El nuevo espectáculo quedó teñido por uno de los rasgos más característicos del Renacimiento: el regreso a la Antigüedad. Era una nueva forma de revestir la glorificación del príncipe o del emperador, que se concretó en las entradas triunfales, es decir, en las visitas que monarcas y emperadores realizaron a las distintas ciudades europeas, o en funerales all'antica, pompas fúnebres que exaltaban tanto la fidelidad como la continuidad dinásticas. Para tales ocasiones se levantaron arcos triunfales o catafalcos, arquitecturas para un par de días, elaboradas en gran parte con madera y con revestimientos pictóricos y escultóricos.

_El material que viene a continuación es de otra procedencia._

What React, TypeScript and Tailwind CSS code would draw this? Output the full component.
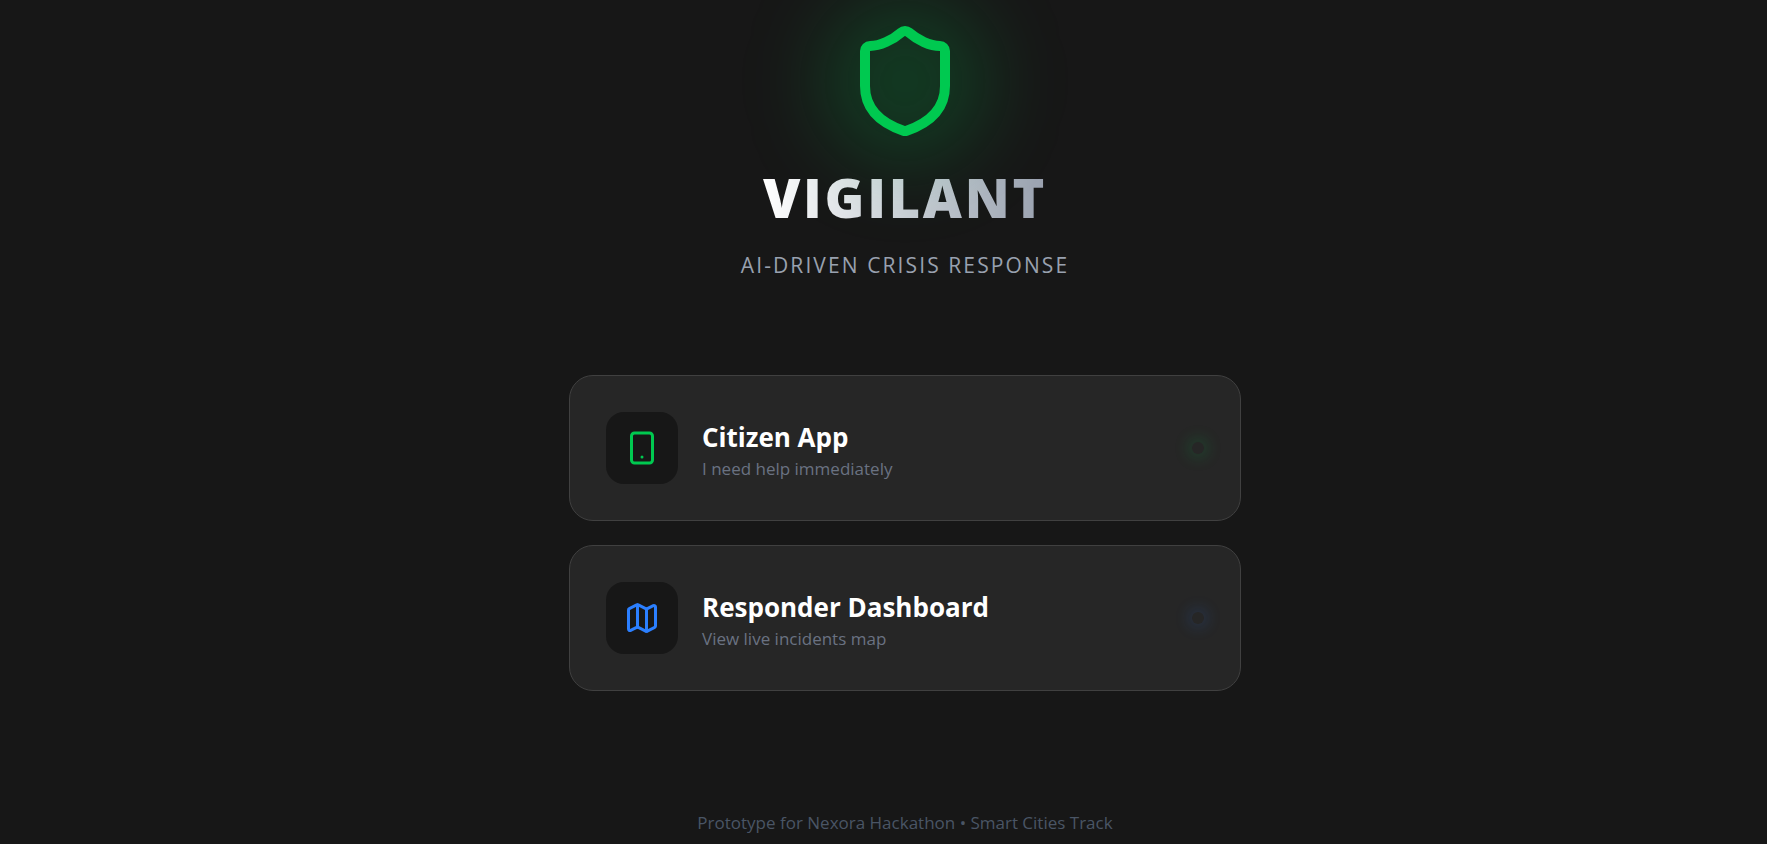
import { Map, Shield, Smartphone } from "lucide-react";
import type { ReactNode } from "react";

type EntryCardProps = {
  href: string;
  icon: ReactNode;
  title: string;
  description: string;
  glow: string;
};

function EntryCard({ href, icon, title, description, glow }: EntryCardProps) {
  return (
    <a
      href={href}
      className="flex items-center gap-6 rounded-3xl border border-[#404040] bg-[#262626] p-9"
    >
      <span className="flex size-18 shrink-0 items-center justify-center rounded-[18px] bg-[#171717]">
        {icon}
      </span>
      <span className="flex min-w-0 grow flex-col pt-1.5">
        <span className="text-[26px] leading-9 font-bold text-white">{title}</span>
        <span className="text-[17px] leading-7 text-[#6a7282]">{description}</span>
      </span>
      <span className={`size-3 shrink-0 rounded-full ${glow}`} />
    </a>
  );
}

export default function App() {
  return (
    <div className="flex min-h-screen flex-col items-center bg-[#171717] pt-[21px] pl-[43px] font-['Open_Sans','Noto_Sans',sans-serif]">
      <header className="flex flex-col items-center">
        <div className="relative">
          <div className="absolute -inset-6 rounded-full bg-[#00c950]/20 blur-[40px]" />
          <Shield size={120} strokeWidth={2} className="relative text-[#00c950]" />
        </div>
        <h1 className="mt-[23px] bg-linear-to-r from-white to-[#99a1af] bg-clip-text text-[54px] leading-[66px] font-extrabold tracking-wider text-transparent">
          VIGILANT
        </h1>
        <p className="mt-[21px] text-[21px] leading-7 tracking-widest text-[#99a1af]">
          AI-DRIVEN CRISIS RESPONSE
        </p>
      </header>
      <main className="mt-24 flex w-full max-w-2xl flex-col gap-6">
        <EntryCard
          href="#citizen"
          icon={<Smartphone size={36} className="text-[#00c950]" />}
          title="Citizen App"
          description="I need help immediately"
          glow="shadow-[0_0_16px_3px_rgba(0,201,80,0.22)]"
        />
        <EntryCard
          href="#responder"
          icon={<Map size={36} className="text-[#2b7fff]" />}
          title="Responder Dashboard"
          description="View live incidents map"
          glow="shadow-[0_0_16px_3px_rgba(43,127,255,0.2)]"
        />
      </main>
      <footer className="mt-[118px] text-[17px] leading-7 text-[#4a5565]">
        Prototype for Nexora Hackathon • Smart Cities Track
      </footer>
    </div>
  );
}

Repletos de mensajes simbólicos, procedentes de la literatura emblemática, estos aparatos se convirtieron no sólo en el mejor manifiesto del parangón entre el príncipe y los héroes de la Antigüedad, sino en el soporte de un discurso apologético claramente ligado a la ideología política imperante. Cualquier acontecimiento memorable de la monarquía necesitó el revestimiento adecuado que reflejara la imagen de su poder; de ahí que las fiestas reales comporten un inevitable ritmo biológico entre la vida y la muerte de los príncipes. En el transcurrir vital tienen cabida los hechos más notables: nacimientos, bautizos, bodas, onomásticas, visitas, guerras, subidas al trono, etcétera.
Numerosas cuestiones ha suscitado el vertiginoso desarrollo del arte efímero desde los albores del siglo XVI. En el momento en que se vigorizan en toda Europa las efemérides del contexto cortesano, el lujo y el dispendio, que originaban las manifestaciones ocasionales, deben ser vistos como rasgos propios del mecenazgo coetáneo. Desde un punto de vista estético y desde fechas muy tempranas, las arquitecturas provisionales abanderaron el lenguaje clasicista. Su propio carácter coyuntural las convertía en soluciones experimentales y en el contrapunto de la arquitectura permanente sobre la que se insertaba, ésta con frecuencia todavía dentro de pautas goticistas. Fueron, pues, el reflejo de las posibilidades ideativas de cada período, brindadas por la libertad proyectual de los artistas y por la caducidad, pero también ductibilidad, de los propios materiales, posibilidad que pronto se tradujo en rasgos sorprendentes y en categorías propias del capricho y de la fantasía formal del manierismo.
Pero nada ha quedado de tales escaparates provisionales y, no obstante, podemos reconstruir aquellos escenarios gracias a las detalladas crónicas, descripciones manuscritas, y libros impresos destinados a perpetuar aquellos fastos, una literatura que pervivió durante todo el Antiguo Régimen y que acabó conformando un género especial, el de las "Relaciones". Por la trascendencia y repercusión posterior deben señalarse "El Felicíssimo Viaje del Muy Alto y muy Poderoso Príncipe Don Phelippe, Hijo d'el Emperador Don Carlos Quinto..." y el "Túmulo imperial", escritos por Cristóbal Calvete de la Estrella. Ambas crónicas marcaron las pautas y características narrativas de este tipo de literatura.
La primera, publicada en Amberes en 1551, describe detalladamente los arcos triunfales y aparatos con que las ciudades de Italia y los Países Bajos recibieron al entonces futuro Felipe II. A pesar de no contener estampas, se convirtió en un repertorio de modelos arquitectónicos para las entradas y fiestas reales del seiscientos. La segunda obra, de 1559, es la crónica de los funerales de Carlos V, un impreso con el testimonio gráfico del catafalco que presenta los ingredientes ideológicos e iconográficos de las posteriores "Relaciones" y ceremonias funerarias.